The General Workers’ Union has called for a revision in the cost-of-living-adjustment for pensioners, workers and their families which, it says, should be granted biannually to better reflect price movements.

This is one of the union’s main proposals for the forthcoming Budget, along with a repeated call for a staggered return of the public holidays “robbed” from workers when the Government “unilaterally” decided to stop compensating for holidays which fell on a weekend. These days should be handed back to workers over three years, it held.

Union general secretary Tony Zarb said his organisation was particularly worried that families, especially pensioners, were finding it difficult to make ends meet because of the increase in the cost of living in recent months.

“We believe granting the compensation every six months is the best way to compensate for the difficulties workers and pensioners are facing to keep up with the cost of living,” he said.

The union is also proposing changes to the formula used to calculate this compensation.
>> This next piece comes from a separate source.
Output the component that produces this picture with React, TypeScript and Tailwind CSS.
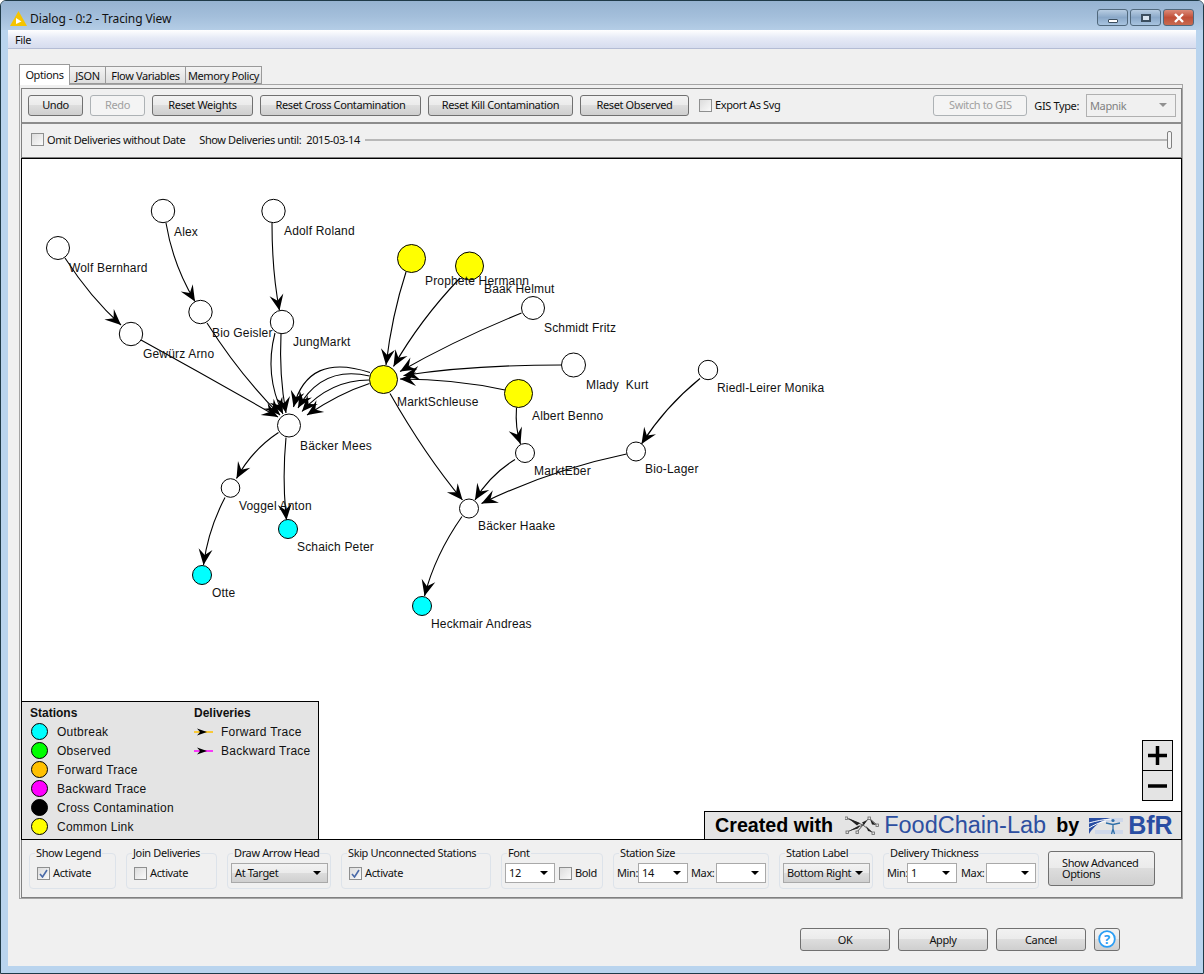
import type { ReactNode } from 'react';

type Pt = [number, number];

const CYAN = '#00ffff';
const YELLOW = '#ffff00';

const nodes: { x: number; y: number; r: number; fill?: string; label: string; lx: number; ly: number }[] = [
  { x: 58, y: 248, r: 11.5, label: 'Wolf Bernhard', lx: 69, ly: 272 },
  { x: 163, y: 211, r: 11.7, label: 'Alex', lx: 174, ly: 236 },
  { x: 273.5, y: 211, r: 11.7, label: 'Adolf Roland', lx: 284, ly: 235 },
  { x: 200.5, y: 312, r: 11.7, label: 'Bio Geisler', lx: 212, ly: 337 },
  { x: 282, y: 322, r: 11.7, label: 'JungMarkt', lx: 293, ly: 346 },
  { x: 131, y: 334, r: 11.7, label: 'Gewürz Arno', lx: 143, ly: 358 },
  { x: 289, y: 425.5, r: 11.5, label: 'Bäcker Mees', lx: 300, ly: 450 },
  { x: 383.5, y: 379.5, r: 14, fill: YELLOW, label: 'MarktSchleuse', lx: 397, ly: 406 },
  { x: 411.5, y: 258.5, r: 14, fill: YELLOW, label: 'Prophete Hermann', lx: 425, ly: 285 },
  { x: 469.5, y: 266, r: 14, fill: YELLOW, label: 'Baak Helmut', lx: 484, ly: 293 },
  { x: 533, y: 308, r: 11.5, label: 'Schmidt Fritz', lx: 544, ly: 332 },
  { x: 573.5, y: 365, r: 12, label: 'Mlady  Kurt', lx: 586, ly: 389 },
  { x: 518.5, y: 393.5, r: 14, fill: YELLOW, label: 'Albert Benno', lx: 532, ly: 420 },
  { x: 708, y: 370, r: 9.7, label: 'Riedl-Leirer Monika', lx: 717, ly: 392 },
  { x: 636, y: 451.5, r: 9.5, label: 'Bio-Lager', lx: 645, ly: 473 },
  { x: 525, y: 453, r: 9.5, label: 'MarktEber', lx: 534, ly: 475 },
  { x: 469, y: 508.5, r: 9.5, label: 'Bäcker Haake', lx: 478, ly: 530 },
  { x: 422, y: 606, r: 9.5, fill: CYAN, label: 'Heckmair Andreas', lx: 431, ly: 628 },
  { x: 230.5, y: 488, r: 9.3, label: 'Voggel Anton', lx: 239, ly: 510 },
  { x: 288, y: 529, r: 9.5, fill: CYAN, label: 'Schaich Peter', lx: 297, ly: 551 },
  { x: 202, y: 575, r: 9.5, fill: CYAN, label: 'Otte', lx: 212, ly: 597 },
];

// start, control, tip of each delivery
const edges: [Pt, Pt, Pt][] = [
  [[65, 258], [90, 297], [121, 325]],
  [[166, 223], [173, 265], [195, 301.5]],
  [[272, 223], [272, 272], [279.5, 310.5]],
  [[141, 340], [210, 378], [278, 417]],
  [[207, 323], [240, 375], [280, 415]],
  [[275, 333], [264, 375], [283, 414]],
  [[281, 334], [279, 375], [286, 413]],
  [[370, 372.5], [308, 352], [293.5, 407]],
  [[369.5, 376], [322, 365], [298, 408]],
  [[369, 380], [330, 380], [302, 411.5]],
  [[369.5, 383.5], [340, 393], [307, 415]],
  [[406, 272], [392, 315], [386, 365]],
  [[460, 278], [420, 320], [393.5, 366.5]],
  [[521.5, 313], [455, 340], [400, 371.5]],
  [[561.5, 365], [470, 365], [403.5, 375.5]],
  [[505, 390], [455, 379], [400, 379]],
  [[390, 393.5], [425, 455], [462.5, 500]],
  [[516.5, 407.5], [515, 428], [520.5, 444]],
  [[515, 459.5], [490, 475], [475, 500]],
  [[626.5, 454], [550, 470], [481.5, 503.5]],
  [[700, 378.5], [665, 407], [641.5, 444]],
  [[462, 516.5], [435, 555], [424.5, 596]],
  [[278.5, 432.5], [252, 450], [236.5, 478.5]],
  [[286, 437.5], [282, 480], [286.5, 520]],
  [[225, 497.5], [208, 530], [203.5, 565]],
];

function arrowHead(ctrl: Pt, tip: Pt) {
  const dx = tip[0] - ctrl[0];
  const dy = tip[1] - ctrl[1];
  const len = Math.hypot(dx, dy);
  const ux = dx / len;
  const uy = dy / len;
  const at = (back: number, side: number) =>
    `${tip[0] - ux * back - uy * side},${tip[1] - uy * back + ux * side}`;
  return [at(0, 0), at(16, 7), at(10, 0), at(16, -7)].join(' ');
}

function Btn({ children, className = '', disabled = false }: { children: ReactNode; className?: string; disabled?: boolean }) {
  return (
    <button
      className={`h-[21px] shrink-0 rounded-[3px] border pb-[1px] text-[11px] leading-none ${
        disabled
          ? 'border-[#adb2b5] bg-[#f4f4f4] text-[#a0a0a0]'
          : 'border-[#707070] bg-[linear-gradient(#f2f2f2_0%,#ebebeb_48%,#dddddd_50%,#cfcfcf_100%)] text-[#111]'
      } ${className}`}
    >
      {children}
    </button>
  );
}

function CheckBox({ label, checked = false, className = '' }: { label: string; checked?: boolean; className?: string }) {
  return (
    <div className={`flex shrink-0 items-center gap-[3px] whitespace-nowrap text-[11px] leading-none text-[#111] ${className}`}>
      <span className="flex h-[13px] w-[13px] items-center justify-center border border-[#8e8f8f] bg-[linear-gradient(135deg,#dcdcdc,#fafafa)]">
        {checked && (
          <svg width="9" height="9" viewBox="0 0 9 9">
            <path d="M1 5 L3.5 8 L8 1" fill="none" stroke="#4a6aa8" strokeWidth="1.6" />
          </svg>
        )}
      </span>
      <span className="pb-[1px]">{label}</span>
    </div>
  );
}

function Combo({ value = '', className = '', raised = false }: { value?: string; className?: string; raised?: boolean }) {
  return (
    <div
      className={`flex h-[20px] shrink-0 items-center justify-between whitespace-nowrap border border-[#a9a9a9] pl-[3px] pr-[6px] text-[11px] leading-none text-[#111] ${
        raised ? 'bg-[linear-gradient(#f2f2f2_0%,#ebebeb_48%,#dddddd_50%,#cfcfcf_100%)]' : 'bg-white'
      } ${className}`}
    >
      <span className="pb-[1px]">{value}</span>
      <svg width="8" height="4" viewBox="0 0 8 4">
        <path d="M0 0H8L4 4Z" fill="#000" />
      </svg>
    </div>
  );
}

function Group({ title, className = '', children }: { title: string; className?: string; children: ReactNode }) {
  return (
    <fieldset className={`h-[43px] shrink-0 rounded-[4px] border border-[#dde3ea] pl-[3px] ${className}`}>
      <legend className="ml-[2px] whitespace-nowrap px-[1px] text-[11px] leading-[14px] text-[#111]">{title}</legend>
      <div className="mt-[3px] flex h-[20px] items-center">{children}</div>
    </fieldset>
  );
}

function WindowButton({ className = '', children }: { className?: string; children: ReactNode }) {
  return (
    <div className={`flex h-[17px] w-[31px] items-center justify-center rounded-[3px] border border-[#50687c] ${className}`}>
      {children}
    </div>
  );
}

function LegendRow({ color, label }: { color: string; label: string }) {
  return (
    <div className="flex h-[19px] items-center">
      <span className="ml-[1px] mr-[9px] h-[17px] w-[17px] rounded-full border border-black" style={{ background: color }} />
      {label}
    </div>
  );
}

function LegendArrow({ color, label }: { color: string; label: string }) {
  return (
    <div className="flex h-[19px] items-center gap-[8px]">
      <svg width="19" height="8" viewBox="0 0 19 8">
        <path d="M0 4H19" stroke={color} strokeWidth="1.5" />
        <path d="M3 0.5L13 4L3 7.5L6 4Z" fill="#000" />
      </svg>
      {label}
    </div>
  );
}

function FoodChainMark() {
  return (
    <svg width="34" height="19" viewBox="0 0 34 19" className="shrink-0">
      <path d="M1 2L18 9L12 16M2 16L18 9L28 17M24 2L18 9M24 2L32 9" fill="none" stroke="#555" strokeWidth="1" />
      <path d="M3 2L15 7L12 9.500ZM4 15L15 9L13 12.500ZM21 10L27 16L23 15ZM25 3L31 9L27 8.500ZM22 4L19 9L17 6.500Z" fill="#222" />
      <g fill="#e4e4e4" stroke="#666" strokeWidth="0.8">
        <rect x="0" y="1" width="2.500" height="2.500" />
        <rect x="1" y="15" width="2.500" height="2.500" />
        <rect x="11" y="15" width="2.500" height="2.500" />
        <rect x="23" y="1" width="2.500" height="2.500" />
        <rect x="27" y="16" width="2.500" height="2.500" />
        <rect x="31" y="8" width="2.500" height="2.500" />
      </g>
    </svg>
  );
}

function BfrMark() {
  return (
    <svg width="34" height="18" viewBox="0 0 34 18" className="shrink-0">
      <path d="M0 1H34V5H0ZM6 13H34V17H6Z" fill="#cfd8ea" />
      <path d="M0 1H22C12 3 5 9 0 17Z" fill="#2a4ea3" />
      <path d="M0 6C7 4 14 2.500 22 2M0 11C5 8 10 5.500 17 4" fill="none" stroke="#fff" strokeWidth="1" />
      <circle cx="24" cy="3.500" r="1.600" fill="#2f6fa8" />
      <path d="M17 6L24 7.500L31 6M24 7V12L22.500 17M24 12L25.500 17" fill="none" stroke="#2f6fa8" strokeWidth="1.300" />
    </svg>
  );
}

export default function App() {
  return (
    <div className="flex h-[974px] w-[1204px] flex-col overflow-hidden rounded-t-[6px] border border-[#1f3a48] bg-[#b9d4ee] font-['Noto_Sans',sans-serif] tracking-[-0.38px]">
      {/* Title bar */}
      <div className="flex h-[29px] shrink-0 items-center bg-[linear-gradient(#96b3d1,#a4bfdb_55%,#b4cde6)] pl-[9px] pr-[9px] pt-[6px]">
        <svg width="17" height="15" viewBox="0 0 17 15" className="shrink-0">
          <path d="M8.500 0L17 15H0Z" fill="#f5c400" />
          <path d="M6 7L11.500 10.500L6 13Z" fill="#fff" />
        </svg>
        <span className="ml-[3px] text-[12px] leading-none tracking-[-0.1px] text-[#111]">Dialog - 0:2 - Tracing View</span>
        <div className="mb-[2px] ml-auto flex gap-[2px]">
          <WindowButton className="bg-[linear-gradient(#b8cde2,#8aa8c8_50%,#a8c4e0)]">
            <span className="mt-[6px] h-[4px] w-[10px] rounded-[1px] border border-[#3c4f60] bg-white" />
          </WindowButton>
          <WindowButton className="bg-[linear-gradient(#b8cde2,#8aa8c8_50%,#a8c4e0)]">
            <span className="h-[8px] w-[10px] border-2 border-[#3c4f60] bg-[#d8e4f0]" />
          </WindowButton>
          <WindowButton className="bg-[linear-gradient(#dc8a78,#c04f38_50%,#c86a50)]">
            <svg width="12" height="10" viewBox="0 0 12 10">
              <path d="M2 1L10 9M10 1L2 9" stroke="#fff" strokeWidth="2.400" />
            </svg>
          </WindowButton>
        </div>
      </div>

      {/* Client area */}
      <div className="mx-[7px] mb-[7px] flex flex-1 flex-col bg-[#f0f0f0]">
        <div className="flex h-[19px] shrink-0 items-center border-b border-[#b4bcd4] bg-[linear-gradient(#ffffff,#e6eaf6_45%,#d6dcee)] pl-[7px] pt-[1px] text-[11px] leading-none text-[#111]">
          File
        </div>

        {/* Tabs */}
        <div className="mt-[15px] flex h-[20px] shrink-0 items-end whitespace-nowrap pl-[11px] text-[11px] leading-none text-[#111]">
          <div className="relative z-10 mb-[-1px] flex h-[21px] w-[51px] items-center justify-center border border-b-0 border-[#9a9a9a] bg-white pb-[2px]">Options</div>
          <div className="flex h-[18px] w-[36px] items-center justify-center border border-l-0 border-[#9a9a9a] bg-[linear-gradient(#f4f4f4,#dedede)]">JSON</div>
          <div className="flex h-[18px] w-[80px] items-center justify-center border border-l-0 border-[#9a9a9a] bg-[linear-gradient(#f4f4f4,#dedede)]">Flow Variables</div>
          <div className="flex h-[18px] w-[76px] items-center justify-center border border-l-0 border-[#9a9a9a] bg-[linear-gradient(#f4f4f4,#dedede)]">Memory Policy</div>
        </div>

        {/* Tab panel */}
        <div className="ml-[11px] h-[815px] w-[1164px] shrink-0 border border-[#a5a5a5] pl-[1px] pt-[3px]">
          <div className="flex h-full flex-col border-b border-[#808080]">
            {/* Toolbar */}
            <div className="flex h-[36px] shrink-0 items-center gap-[7px] border-x border-b-2 border-t border-x-[#808080] border-b-[#8c8c8c] border-t-[#808080] pb-[1px] pl-[6px] pr-[5px]">
              <Btn className="w-[55px]">Undo</Btn>
              <Btn className="w-[55px]" disabled>Redo</Btn>
              <Btn className="w-[101px]">Reset Weights</Btn>
              <Btn className="w-[161px]">Reset Cross Contamination</Btn>
              <Btn className="w-[145px]">Reset Kill Contamination</Btn>
              <Btn className="w-[109px]">Reset Observed</Btn>
              <CheckBox label="Export As Svg" className="ml-[3px]" />
              <Btn className="ml-auto w-[94px]" disabled>Switch to GIS</Btn>
              <span className="text-[11px] leading-none text-[#111]">GIS Type:</span>
              <div className="flex h-[23px] w-[90px] items-center justify-between border border-[#b0b0b0] bg-[#f0f0f0] pl-[3px] pr-[8px] text-[11px] leading-none text-[#808080]">
                Mapnik
                <svg width="8" height="4" viewBox="0 0 8 4">
                  <path d="M0 0H8L4 4Z" fill="#909090" />
                </svg>
              </div>
            </div>

            {/* Date filter */}
            <div className="flex h-[34px] shrink-0 items-center border-x border-b border-[#808080] pb-[2px] pl-[9px] pr-[10px] text-[11px] leading-none text-[#111]">
              <CheckBox label="Omit Deliveries without Date" />
              <span className="ml-[14px] whitespace-pre">Show Deliveries until:  2015-03-14</span>
              <div className="relative ml-[5px] h-[2px] flex-1 bg-[#b8b8b8]">
                <span className="absolute right-[-1px] top-[-8px] h-[18px] w-[5px] rounded-[2px] border border-[#808080] bg-[#f4f4f4]" />
              </div>
            </div>

            {/* Graph canvas */}
            <div className="relative h-[682px] shrink-0 border border-black bg-white">
              <svg viewBox="22 159 1159 680" className="block h-full w-full font-['Liberation_Sans',sans-serif] text-[12px] tracking-[0.17px]">
                {edges.map(([a, c, t], i) => (
                  <g key={i}>
                    <path d={`M${a[0]} ${a[1]}Q${c[0]} ${c[1]} ${t[0]} ${t[1]}`} fill="none" stroke="#000" strokeWidth="1.100" />
                    <polygon points={arrowHead(c, t)} fill="#000" />
                  </g>
                ))}
                {nodes.map((n) => (
                  <circle key={n.label} cx={n.x} cy={n.y} r={n.r} fill={n.fill ?? '#fff'} stroke="#000" strokeWidth="1" />
                ))}
                {nodes.map((n) => (
                  <text key={n.label} x={n.lx} y={n.ly} fill="#111" xmlSpace="preserve">
                    {n.label}
                  </text>
                ))}
              </svg>

              {/* Legend */}
              <div className="absolute bottom-0 left-0 flex h-[138px] w-[297px] border-r border-t border-black bg-[#e4e4e4] pl-[8px] pt-[5px] font-['Liberation_Sans',sans-serif] text-[12px] leading-none tracking-[0.25px] text-[#111]">
                <div className="w-[164px]">
                  <div className="h-[15px] font-bold tracking-normal">Stations</div>
                  <LegendRow color={CYAN} label="Outbreak" />
                  <LegendRow color="#00ff00" label="Observed" />
                  <LegendRow color="#ffc000" label="Forward Trace" />
                  <LegendRow color="#ff00ff" label="Backward Trace" />
                  <LegendRow color="#000000" label="Cross Contamination" />
                  <LegendRow color={YELLOW} label="Common Link" />
                </div>
                <div>
                  <div className="h-[15px] font-bold tracking-normal">Deliveries</div>
                  <LegendArrow color="#ffc000" label="Forward Trace" />
                  <LegendArrow color="#ff00ff" label="Backward Trace" />
                </div>
              </div>

              {/* Zoom */}
              <div className="absolute right-[8px] top-[581px] flex h-[61px] w-[31px] flex-col border border-black bg-[#e4e4e4]">
                <div className="flex flex-1 items-center justify-center border-b border-black">
                  <svg width="19" height="19" viewBox="0 0 19 19">
                    <path d="M0 9.500H19M9.500 0V19" stroke="#000" strokeWidth="3.500" />
                  </svg>
                </div>
                <div className="flex flex-1 items-center justify-center">
                  <svg width="19" height="4" viewBox="0 0 19 4">
                    <path d="M0 2H19" stroke="#000" strokeWidth="3.500" />
                  </svg>
                </div>
              </div>

              {/* Credit */}
              <div className="absolute bottom-0 right-0 flex h-[28px] w-[477px] items-center whitespace-nowrap border-l border-t border-black bg-[#e4e4e4] pl-[10px] font-['Liberation_Sans',sans-serif] text-[19.7px] font-bold leading-none tracking-normal text-black">
                <span>Created with</span>
                <span className="ml-[12px] flex"><FoodChainMark /></span>
                <span className="ml-[5px] text-[23.5px] font-normal text-[#2d4fa0]">FoodChain-Lab</span>
                <span className="ml-[10px]">by</span>
                <span className="ml-[10px] flex"><BfrMark /></span>
                <span className="ml-[5px] text-[25px] text-[#2a4ea3]">BfR</span>
              </div>
            </div>

            {/* Display options */}
            <div className="flex flex-1 items-start gap-[10px] border-x border-[#808080] pl-[7px] pt-[6px]">
              <Group title="Show Legend" className="w-[87px]">
                <CheckBox label="Activate" checked className="ml-[4px]" />
              </Group>
              <Group title="Join Deliveries" className="w-[91px]">
                <CheckBox label="Activate" className="ml-[4px]" />
              </Group>
              <Group title="Draw Arrow Head" className="w-[104px]">
                <Combo value="At Target" raised className="w-[97px]" />
              </Group>
              <Group title="Skip Unconnected Stations" className="w-[150px]">
                <CheckBox label="Activate" checked className="ml-[4px]" />
              </Group>
              <Group title="Font" className="w-[102px]">
                <Combo value="12" className="w-[50px]" />
                <CheckBox label="Bold" className="ml-[4px]" />
              </Group>
              <Group title="Station Size" className="w-[156px]">
                <span className="w-[21px] pb-[1px] text-[11px] leading-none text-[#111]">Min:</span>
                <Combo value="14" className="w-[50px]" />
                <span className="ml-[3px] w-[25px] pb-[1px] text-[11px] leading-none text-[#111]">Max:</span>
                <Combo className="w-[50px]" />
              </Group>
              <Group title="Station Label" className="w-[94px]">
                <Combo value="Bottom Right" raised className="w-[87px]" />
              </Group>
              <Group title="Delivery Thickness" className="w-[156px]">
                <span className="w-[20px] pb-[1px] text-[11px] leading-none text-[#111]">Min:</span>
                <Combo value="1" className="w-[50px]" />
                <span className="ml-[4px] w-[25px] pb-[1px] text-[11px] leading-none text-[#111]">Max:</span>
                <Combo className="w-[50px]" />
              </Group>
              <Btn className="ml-[-1px] mt-[5px] h-[35px] w-[107px] pl-[13px] pr-[8px] text-left leading-[14px]">Show Advanced Options</Btn>
            </div>
          </div>
        </div>

        {/* Dialog buttons */}
        <div className="mt-[29px] flex justify-end gap-[8px] pr-[76px]">
          <Btn className="h-[23px] w-[90px]">OK</Btn>
          <Btn className="h-[23px] w-[90px]">Apply</Btn>
          <Btn className="h-[23px] w-[90px]">Cancel</Btn>
          <Btn className="flex h-[23px] w-[26px] items-center justify-center">
            <svg width="18" height="18" viewBox="0 0 18 18">
              <circle cx="9" cy="9" r="7.800" fill="#fff" stroke="#2a9df4" strokeWidth="1.800" />
              <text x="9" y="13.500" textAnchor="middle" fontSize="13" fontWeight="700" fill="#2a9df4">?</text>
            </svg>
          </Btn>
        </div>
      </div>
    </div>
  );
}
Asked for the conclusions reached by a Malta Council for Economic and Social Development sub-committee tasked with proposing these changes, Mr Zarb said a report had been concluded and its contents had to be discussed by the individual organisations before being discussed at council level.

Other GWU proposals included an insistence on raising the minimum wage, something which has already been shot down by other social partners including other unions.

Even Labour Leader Joseph Muscat has come out against raising the minimum wage, saying this would not solve poverty and would instead burden businesses.

Furthermore, Mr Zarb laid stress on the need for more measures to discourage precarious work and the introduction of a rule under which workers’ contracts would be attached to government contracts by the companies that win them.

Mr Zarb also called for an immediate reduction in utility tariffs and the allocation of more resources to the Occupational Health and Safety Authority to carry out more inspections at places of work.

The union also called for action to reduce the price of gas, even though this market had been liberalised, to cut the price of medicines, reduce hospital waiting times and waiting lists, upgrade Gozo hospital and improve student stipends.